In response to David Turek's remarks about Cray's Adaptive Computing vision, Jan Silverman, Cray senior vice president for corporate strategy and business development, responds:
“Industry experts that have been following Cray's product roadmap and Adaptive Supercomputing vision are aware of both our plans and progress to date – and understand that what Cray is doing is 'real.'
“Cray's Adaptive Supercomputing Vision, which we are implementing through a long-term collaboration with AMD and other technology partners, is exciting to customers and is progressing on schedule.
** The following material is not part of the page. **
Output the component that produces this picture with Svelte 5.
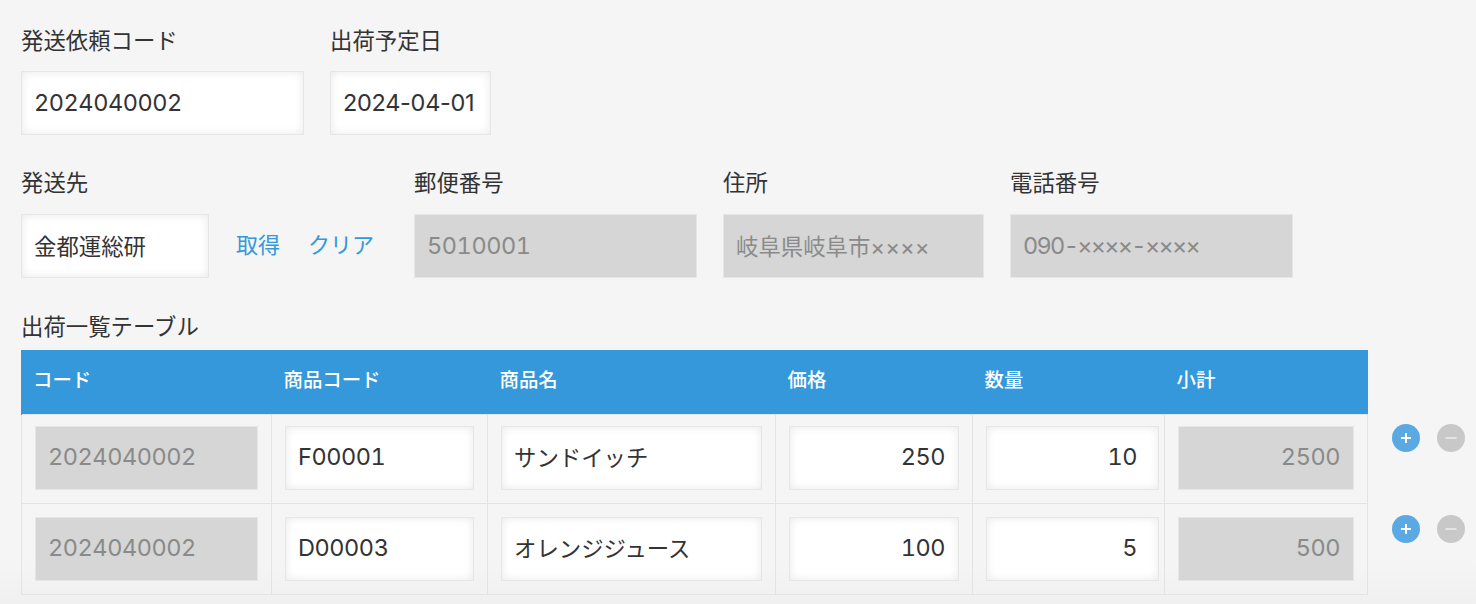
<script>
	const rows = [
		{ code: '2024040002', item: 'F00001', name: 'サンドイッチ', price: '250', qty: '10', total: '2500' },
		{ code: '2024040002', item: 'D00003', name: 'オレンジジュース', price: '100', qty: '5', total: '500' }
	];
</script>

<div class="page">
	<div class="form-row first">
		<div class="field">
			<label for="req">発送依頼コード</label>
			<input id="req" class="num w-req" value="2024040002" />
		</div>
		<div class="field">
			<label for="date">出荷予定日</label>
			<input id="date" class="num w-date" value="2024-04-01" />
		</div>
	</div>

	<div class="form-row second">
		<div class="field">
			<label for="dest">発送先</label>
			<input id="dest" class="jp w-dest" value="金都運総研" />
		</div>
		<div class="links">
			<a href="#get">取得</a>
			<a href="#clear">クリア</a>
		</div>
		<div class="field">
			<label for="zip">郵便番号</label>
			<input id="zip" class="num w-zip" value="5010001" disabled />
		</div>
		<div class="field">
			<label for="addr">住所</label>
			<input id="addr" class="jp w-addr" value="岐阜県岐阜市××××" disabled />
		</div>
		<div class="field">
			<label for="tel">電話番号</label>
			<input id="tel" class="num w-tel" value="090-××××-××××" disabled />
		</div>
	</div>

	<div class="table-title">出荷一覧テーブル</div>
	<table>
		<colgroup>
			<col style="width: 250px" />
			<col style="width: 216px" />
			<col style="width: 288px" />
			<col style="width: 197px" />
			<col style="width: 192px" />
			<col style="width: 203px" />
			<col style="width: 109px" />
		</colgroup>
		<thead>
			<tr>
				<th>コード</th>
				<th>商品コード</th>
				<th>商品名</th>
				<th>価格</th>
				<th>数量</th>
				<th>小計</th>
				<th class="blank"></th>
			</tr>
		</thead>
		<tbody>
			{#each rows as row}
				<tr>
					<td><input class="num" value={row.code} disabled /></td>
					<td><input class="num" value={row.item} /></td>
					<td><input class="jp" value={row.name} /></td>
					<td><input class="num right" value={row.price} /></td>
					<td class="qty"><input class="num right" value={row.qty} /></td>
					<td><input class="num right" value={row.total} disabled /></td>
					<td class="ops">
						<div class="op-buttons">
							<button class="round plus" aria-label="追加">
								<svg viewBox="0 0 28 28" width="28" height="28"><path d="M14 9v10M9 14h10" /></svg>
							</button>
							<button class="round minus" aria-label="削除">
								<svg viewBox="0 0 28 28" width="28" height="28"><path d="M8.500 14h11" /></svg>
							</button>
						</div>
					</td>
				</tr>
			{/each}
		</tbody>
	</table>
</div>

<style>
	:global(body) {
		margin: 0;
		background: #f4f4f4;
	}

	.page {
		height: 604px;
		box-sizing: border-box;
		padding: 23px 0 0 21px;
		overflow: hidden;
		color: #333;
		font-family: 'Inter', 'Noto Sans CJK JP', sans-serif;
		background: linear-gradient(to bottom, #f5f5f5 0, #f5f5f5 560px, #f0f0f0 604px);
	}

	.form-row {
		display: flex;
		gap: 26px;
	}

	.second {
		margin-top: 30px;
	}

	.field {
		display: flex;
		flex-direction: column;
	}

	label,
	.table-title {
		font-family: 'Noto Sans CJK JP', sans-serif;
		font-size: 22.4px;
		line-height: 32px;
		color: #333;
	}

	label {
		margin-bottom: 16px;
	}

	.second label {
		margin-bottom: 17px;
	}

	input {
		box-sizing: border-box;
		display: block;
		width: 100%;
		height: 64px;
		padding: 0 13px 0 12px;
		border: 1px solid #e6e6e6;
		border-radius: 0;
		outline: none;
		background: #fff;
		box-shadow: inset 0 0 10px rgba(0, 0, 0, 0.09);
		color: #333;
	}

	input:disabled {
		background: #d5d6d5;
		box-shadow: none;
		color: #8a8a8a;
		-webkit-text-fill-color: #8a8a8a;
		opacity: 1;
	}

	.num {
		font-family: 'Inter', 'Noto Sans CJK JP', sans-serif;
		font-size: 23.5px;
		font-variant-numeric: tabular-nums;
		letter-spacing: -0.45px;
		padding-bottom: 2px;
	}

	.jp {
		font-family: 'Inter', 'Noto Sans CJK JP', sans-serif;
		font-size: 22.4px;
		padding-bottom: 3px;
	}

	.right {
		text-align: right;
	}

	.w-req {
		width: 283px;
	}
	.w-date {
		width: 161px;
		padding-right: 4px;
		font-variant-numeric: normal;
		letter-spacing: -0.3px;
	}
	.w-dest {
		width: 188px;
	}
	.w-zip {
		width: 283px;
	}
	.w-addr {
		width: 261px;
	}
	.w-tel {
		width: 283px;
		letter-spacing: -1.7px;
	}

	.links {
		display: flex;
		gap: 28px;
		align-items: center;
		height: 64px;
		margin: 47px 14px 0 1px;
	}

	.links a {
		font-family: 'Noto Sans CJK JP', sans-serif;
		font-size: 22px;
		color: #3498db;
		text-decoration: none;
		margin-bottom: 3px;
	}

	.table-title {
		margin-top: 31px;
		margin-bottom: 9px;
	}

	table {
		table-layout: fixed;
		width: 1455px;
		border-collapse: collapse;
	}

	th {
		height: 64px;
		box-sizing: border-box;
		padding: 0 13px 7px 12px;
		background: #3498db;
		color: #fff;
		font-family: 'Noto Sans CJK JP', sans-serif;
		font-size: 19.4px;
		font-weight: 500;
		text-align: left;
	}

	th:first-child {
		border-left: 1px solid #3498db;
		padding-left: 11px;
	}

	th.blank {
		background: none;
	}

	td {
		padding: 13px;
		border: 1px solid #e3e3e3;
	}

	tbody tr:first-child td {
		padding-top: 11px;
	}

	td.qty {
		padding-right: 5px;
	}

	.qty input {
		padding-right: 21px;
	}

	tbody tr td.ops {
		border: none;
		padding: 12px 0 0 24px;
		vertical-align: top;
	}

	tbody tr:first-child td.ops {
		padding-top: 10px;
	}

	.op-buttons {
		display: flex;
		gap: 17px;
	}

	.round {
		width: 28px;
		height: 28px;
		padding: 0;
		border: none;
		border-radius: 50%;
		cursor: pointer;
	}

	.round svg {
		display: block;
	}

	.round path {
		fill: none;
		stroke: #fff;
		stroke-width: 2;
	}

	.plus {
		background: #5aa9e2;
	}

	.minus {
		background: #c8c8c8;
	}

	.minus path {
		stroke: #e4e4e4;
	}
</style>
The implementation strategy is to develop, in stages now through 2010, supercomputing products that increasingly adapt to applications by applying the optimal processor type to each application, or portion of an application. These systems will also be more productive, easier to program and more robust than any contemporary HPC system.
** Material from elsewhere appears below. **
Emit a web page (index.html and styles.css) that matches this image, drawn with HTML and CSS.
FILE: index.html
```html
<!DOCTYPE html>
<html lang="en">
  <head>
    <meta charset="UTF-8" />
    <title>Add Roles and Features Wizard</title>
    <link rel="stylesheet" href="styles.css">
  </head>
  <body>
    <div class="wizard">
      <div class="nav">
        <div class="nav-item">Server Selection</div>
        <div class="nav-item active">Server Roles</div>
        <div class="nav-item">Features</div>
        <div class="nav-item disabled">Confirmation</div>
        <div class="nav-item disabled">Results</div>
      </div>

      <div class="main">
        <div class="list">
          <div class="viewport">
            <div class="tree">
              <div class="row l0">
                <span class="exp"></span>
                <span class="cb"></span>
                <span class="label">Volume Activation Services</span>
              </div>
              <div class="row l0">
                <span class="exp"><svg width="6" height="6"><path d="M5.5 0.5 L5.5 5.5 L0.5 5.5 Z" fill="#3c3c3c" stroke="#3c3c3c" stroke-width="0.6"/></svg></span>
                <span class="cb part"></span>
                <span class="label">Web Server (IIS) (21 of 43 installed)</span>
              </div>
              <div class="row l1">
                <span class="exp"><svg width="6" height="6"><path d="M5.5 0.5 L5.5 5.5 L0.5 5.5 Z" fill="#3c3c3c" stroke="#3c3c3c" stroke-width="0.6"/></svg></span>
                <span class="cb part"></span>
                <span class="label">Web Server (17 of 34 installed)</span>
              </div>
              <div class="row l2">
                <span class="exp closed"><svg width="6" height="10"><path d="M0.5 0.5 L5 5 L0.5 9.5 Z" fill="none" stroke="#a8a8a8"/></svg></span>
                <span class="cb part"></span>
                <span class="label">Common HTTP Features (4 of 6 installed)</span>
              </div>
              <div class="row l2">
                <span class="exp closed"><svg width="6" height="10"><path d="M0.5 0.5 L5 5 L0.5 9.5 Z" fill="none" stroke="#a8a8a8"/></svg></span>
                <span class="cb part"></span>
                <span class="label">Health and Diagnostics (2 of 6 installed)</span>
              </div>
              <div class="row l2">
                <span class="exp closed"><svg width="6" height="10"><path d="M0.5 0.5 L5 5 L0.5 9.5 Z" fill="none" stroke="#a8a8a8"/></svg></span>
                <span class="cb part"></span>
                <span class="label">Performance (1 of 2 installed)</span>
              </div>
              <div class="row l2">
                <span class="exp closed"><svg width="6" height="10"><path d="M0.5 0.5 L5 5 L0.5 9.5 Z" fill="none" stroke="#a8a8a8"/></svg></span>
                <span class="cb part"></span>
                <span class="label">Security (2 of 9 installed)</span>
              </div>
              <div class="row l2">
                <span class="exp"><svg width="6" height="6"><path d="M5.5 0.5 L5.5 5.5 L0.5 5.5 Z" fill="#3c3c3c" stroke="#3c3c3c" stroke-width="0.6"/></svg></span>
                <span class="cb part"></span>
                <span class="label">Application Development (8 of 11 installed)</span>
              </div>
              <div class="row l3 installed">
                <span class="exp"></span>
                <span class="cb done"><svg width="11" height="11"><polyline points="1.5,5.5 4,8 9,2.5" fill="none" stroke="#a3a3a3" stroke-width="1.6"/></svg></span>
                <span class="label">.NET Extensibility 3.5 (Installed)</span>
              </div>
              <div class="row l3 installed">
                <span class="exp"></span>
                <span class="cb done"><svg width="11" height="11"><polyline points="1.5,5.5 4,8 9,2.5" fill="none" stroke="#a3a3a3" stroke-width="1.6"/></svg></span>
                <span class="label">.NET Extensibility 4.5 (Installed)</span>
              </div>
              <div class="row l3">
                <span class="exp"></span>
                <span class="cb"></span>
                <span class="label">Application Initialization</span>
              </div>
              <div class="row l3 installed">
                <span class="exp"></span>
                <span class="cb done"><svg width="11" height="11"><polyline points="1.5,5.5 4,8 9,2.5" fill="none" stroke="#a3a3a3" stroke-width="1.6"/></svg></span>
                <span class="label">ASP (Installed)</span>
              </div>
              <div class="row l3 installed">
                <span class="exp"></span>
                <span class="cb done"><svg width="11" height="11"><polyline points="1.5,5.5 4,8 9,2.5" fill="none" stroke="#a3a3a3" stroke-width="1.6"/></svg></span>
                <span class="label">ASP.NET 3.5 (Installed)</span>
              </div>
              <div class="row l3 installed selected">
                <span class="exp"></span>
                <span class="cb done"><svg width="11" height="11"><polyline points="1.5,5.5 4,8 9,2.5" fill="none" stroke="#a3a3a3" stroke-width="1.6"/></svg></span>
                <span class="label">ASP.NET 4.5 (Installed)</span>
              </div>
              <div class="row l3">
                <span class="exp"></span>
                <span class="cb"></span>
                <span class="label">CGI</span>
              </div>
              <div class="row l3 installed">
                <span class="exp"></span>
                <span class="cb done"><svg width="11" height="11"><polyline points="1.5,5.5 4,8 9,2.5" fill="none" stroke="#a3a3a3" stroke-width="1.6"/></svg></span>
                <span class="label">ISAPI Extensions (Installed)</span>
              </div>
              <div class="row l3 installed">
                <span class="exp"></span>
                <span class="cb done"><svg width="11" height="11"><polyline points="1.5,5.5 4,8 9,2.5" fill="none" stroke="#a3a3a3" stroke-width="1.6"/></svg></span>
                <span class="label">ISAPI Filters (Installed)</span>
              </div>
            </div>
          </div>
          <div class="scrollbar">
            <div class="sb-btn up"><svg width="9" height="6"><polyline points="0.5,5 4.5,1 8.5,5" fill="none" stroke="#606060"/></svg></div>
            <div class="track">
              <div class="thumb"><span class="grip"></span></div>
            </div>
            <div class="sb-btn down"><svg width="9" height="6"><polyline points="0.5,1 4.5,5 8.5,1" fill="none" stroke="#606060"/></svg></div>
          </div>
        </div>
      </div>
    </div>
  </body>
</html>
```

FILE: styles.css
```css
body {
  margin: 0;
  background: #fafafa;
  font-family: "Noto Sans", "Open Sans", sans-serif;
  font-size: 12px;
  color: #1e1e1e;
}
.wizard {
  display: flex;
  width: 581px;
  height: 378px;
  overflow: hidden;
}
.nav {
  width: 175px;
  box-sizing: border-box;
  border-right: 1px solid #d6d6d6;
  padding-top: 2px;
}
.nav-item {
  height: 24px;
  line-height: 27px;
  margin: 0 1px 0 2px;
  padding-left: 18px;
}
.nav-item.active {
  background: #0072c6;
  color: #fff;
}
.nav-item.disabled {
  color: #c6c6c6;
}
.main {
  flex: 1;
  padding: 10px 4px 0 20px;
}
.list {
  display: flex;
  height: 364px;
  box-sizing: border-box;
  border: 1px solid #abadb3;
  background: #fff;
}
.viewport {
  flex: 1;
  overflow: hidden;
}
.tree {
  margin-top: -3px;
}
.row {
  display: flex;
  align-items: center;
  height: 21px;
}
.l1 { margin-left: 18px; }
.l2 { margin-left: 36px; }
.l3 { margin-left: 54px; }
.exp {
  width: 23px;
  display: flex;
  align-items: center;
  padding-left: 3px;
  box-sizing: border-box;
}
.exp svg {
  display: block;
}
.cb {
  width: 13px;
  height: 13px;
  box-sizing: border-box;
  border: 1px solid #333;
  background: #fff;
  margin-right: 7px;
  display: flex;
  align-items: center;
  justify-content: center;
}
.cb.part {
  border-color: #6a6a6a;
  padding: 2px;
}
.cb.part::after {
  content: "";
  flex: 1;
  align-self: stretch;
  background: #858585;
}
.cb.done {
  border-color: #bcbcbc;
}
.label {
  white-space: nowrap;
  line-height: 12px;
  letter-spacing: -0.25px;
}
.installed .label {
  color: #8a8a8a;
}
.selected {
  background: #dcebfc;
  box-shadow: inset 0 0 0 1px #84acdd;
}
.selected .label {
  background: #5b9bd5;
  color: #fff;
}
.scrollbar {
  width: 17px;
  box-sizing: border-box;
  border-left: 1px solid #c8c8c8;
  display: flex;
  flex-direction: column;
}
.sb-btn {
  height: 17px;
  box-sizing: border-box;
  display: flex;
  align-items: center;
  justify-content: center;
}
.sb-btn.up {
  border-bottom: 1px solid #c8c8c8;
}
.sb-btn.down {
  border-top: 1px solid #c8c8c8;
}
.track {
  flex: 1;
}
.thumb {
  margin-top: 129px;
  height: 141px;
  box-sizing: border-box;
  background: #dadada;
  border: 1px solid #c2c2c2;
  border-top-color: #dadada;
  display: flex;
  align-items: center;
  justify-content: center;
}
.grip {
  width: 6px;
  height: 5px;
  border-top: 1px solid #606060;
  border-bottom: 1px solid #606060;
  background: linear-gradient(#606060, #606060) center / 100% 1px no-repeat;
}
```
“Cray is uniquely qualified to execute on our Adaptive Supercomputing vision, because we have systems in the marketplace today with four processor types (AMD Opteron microprocessors, vector processors, multithreaded processors, FPGAs). We plan to deliver all of these processor capabilities into a single, tightly coupled system by the end of 2007. After 2007, we will add many more advances to make our Adaptive Supercomputing platform adapt to applications more transparently.
“The decision by the DOE Office of Science and Oak Ridge National Laboratory to award Cray the world's first order for a petascale supercomputer was influenced by their excitement about our Adaptive Supercomputing vision and their confidence in our ability to achieve it on time. NERSC, which recently returned to Cray as a customer with an initial order for a 100-teraflop system, is also enthusiastic about Adaptive Supercomputing.
“Cray looks forward to providing HPC users with Adaptive Supercomputing systems; IBM and others seem to be following Cray's lead by recognizing the importance of complementing industry-standard microprocessors with other types of processors. We consider this another proof point that the path Cray's R&D organization has been actively pursuing is the right one.”